We have shared our grief and pain with them through the years about our son who has been addicted to drugs for much of his life. We have talked about our frustrations, our parenting errors, our discouragement and sadness, and during our discussion that day, how we have come to learn to turn him and his life over to God. As I sat listening to our friends discuss their grieving process over the loss of their son, I was struck by the commonality of emotions that parents feel over their children. I was also struck by the thought of how this life is a great laboratory established by a loving God to help Christians, Muslims, and all of His children to learn what we need to learn and experience what we need to experience.
I shared my tender feelings with them about how I believed there was purpose for them, our friends, and for us, to have these sons.
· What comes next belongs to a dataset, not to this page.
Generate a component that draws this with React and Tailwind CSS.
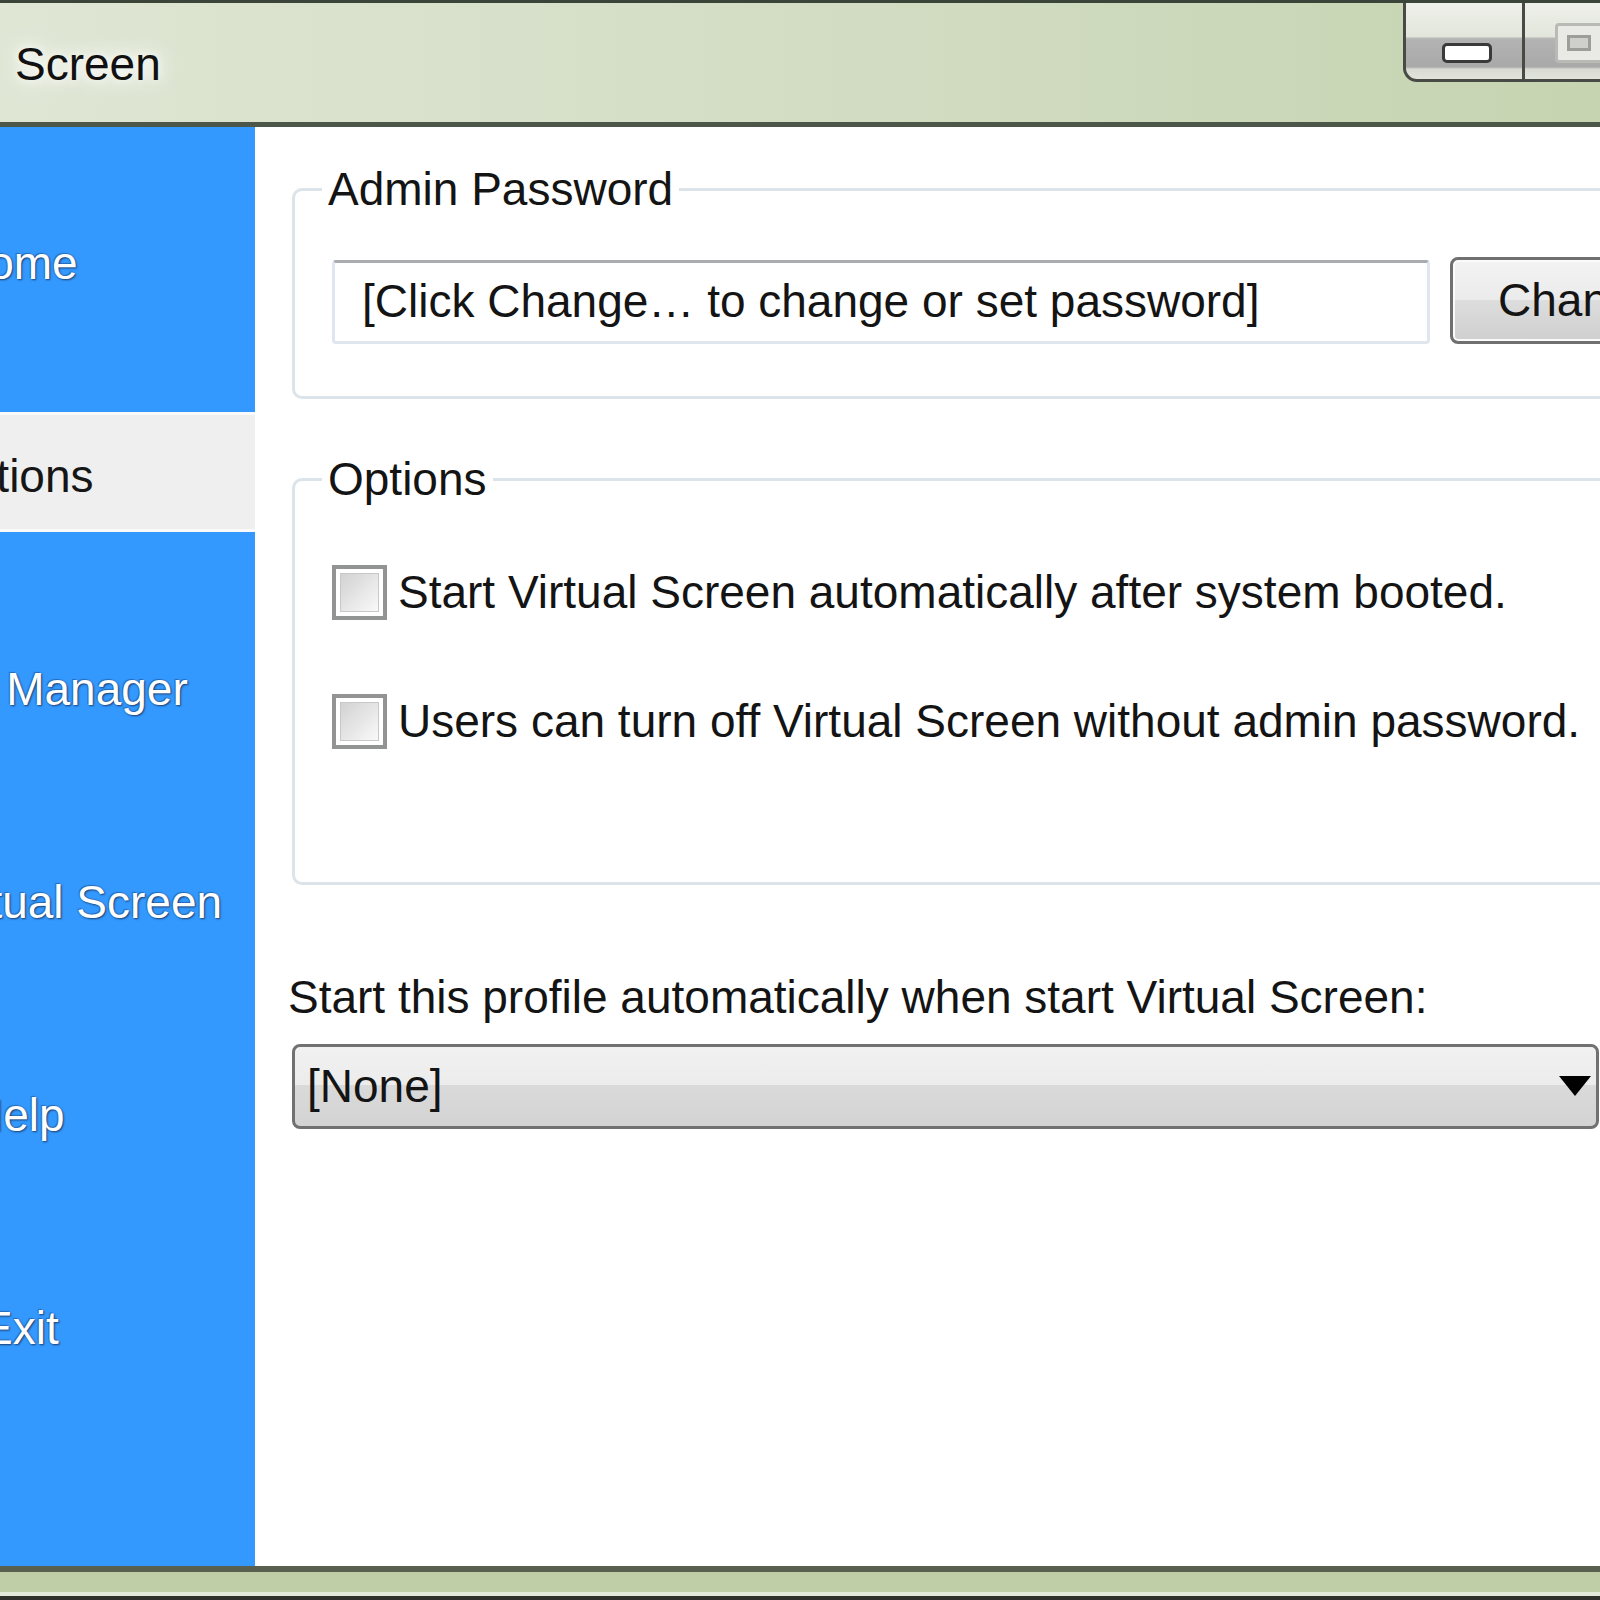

They shared with us their heartache and sadness, but also shared their faith in a life after this life, free of pain and suffering. We shared our faith in a post-mortal existence as well. His mom even shared with us how a few hours before he died, he apologized to her. Based upon a previous conversation she had with him , her belief was that he had been given a choice as to whether to live or not, and that he had chosen to move on to the next world. Upon hearing that, I felt a spiritual witness that what she had just recounted was exactly what had happened, and I felt very close to her.
I didn’t matter in these moments of shared pain and grief that our theologies were quite different. It didn’t matter that our concepts of deity are different and that our belief systems dictate different ways to worship. It didn’t matter that they are from Iran and we are from the United States. It didn’t matter that they eat halal food and that we don’t drink coffee or tea. It didn’t matter that she wears a scarf on her head and my wife doesn’t. None of those differences mattered! We have been and were united in spirit in those wonderful moments together because we were willing to be vulnerable and open with one another. I felt that we shared an incredibly intense, spiritual experience even though we supposedly were so different. I love these two people with all of my heart and I pray to my God who I know is their God also, to give them strength and understanding as they deal with their heavy burden. As we departed, they expressed their love and appreciation for us and we for them. I only wish that believers of all religions would allow themselves to be secure yet vulnerable in their beliefs and to just sit down with one another.
2 comments:
great post dad. thanks for sharing. what a tragedy for mom's friend.
i agree. that's one major lesson i've learned from becoming a mom myself. that we are all just trying to do right by the ones we love and take care of. even the worst of us started off wonderful and innocent. life batters us around, and many get lost along the way, but i know no matter what, whenever i look at isaac, i will always see the sweet boy that reaches for my hand when he's scared.
we are the same. we can't let our differences get in the way of our shared humanity.